Fearful of seeing another teenage prodigy slip between their fingers following Willem Geubbels' contentious €20 million transfer to Monaco in 2018, Lyon tied Cherki down to a three-year contract last summer, with Aulas revealing that the club had made an "unprecedented investment" in a young player in order to do so.
Cherki's performances have helped to soften the blow of the serious knee injuries suffered by attacking midfielders Memphis Depay and Jeff Reine-Adelaide. Lyon were expected to bring in replacements for both players in the January transfer window, but Cherki's successful integration into the first-team squad meant that although OL signed Karl Toko Ekambi from Villarreal, they were happy to loan Tino Kadewere back to Le Havre after recruiting the Zimbabwean forward from the Ligue 2 club in a €15 million deal.

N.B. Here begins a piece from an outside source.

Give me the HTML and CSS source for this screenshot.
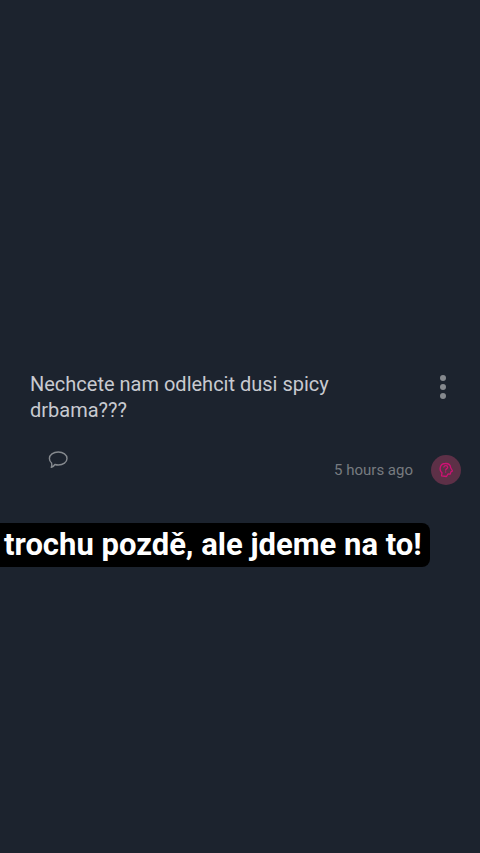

As ever with a promising teenage footballer, Lyon are trying to shield Cherki from overexposure. His playing time is being carefully managed, and Lyon recently decided to block all requests for interviews about him with club officials. On the pitch, the France under-16 international inevitably still has much to learn. He occasionally shows a tendency to want to do everything by himself, particularly when his side are struggling, and Garcia has warned that he needs to improve his decision-making.
"He's so attracted to the technical, expressive side of the game," says Duluc. "There's a risk that that will cause misunderstandings from time to time."
But the youngster is felt to have solid foundations beneath him, with L'Equipe reporting recently that his mother and father have sought advice on how to manage his career from the parents of Mbappe.
"What I think is good is that he's educated, polite, intelligent and hard-working," Garcia said. "And you're not like that if your entourage isn't like that. He's very, very well surrounded. If everyone continues like that, he'll have the career he deserves."
While nobody would want Cherki to get ahead of himself, what is clear is that he possesses the potential to become a truly singular talent.
"Rayan Cherki is Rayan Cherki," says Martinez, his first coach. "It's like [Zinedine] Zidane or Mbappe—there's only one."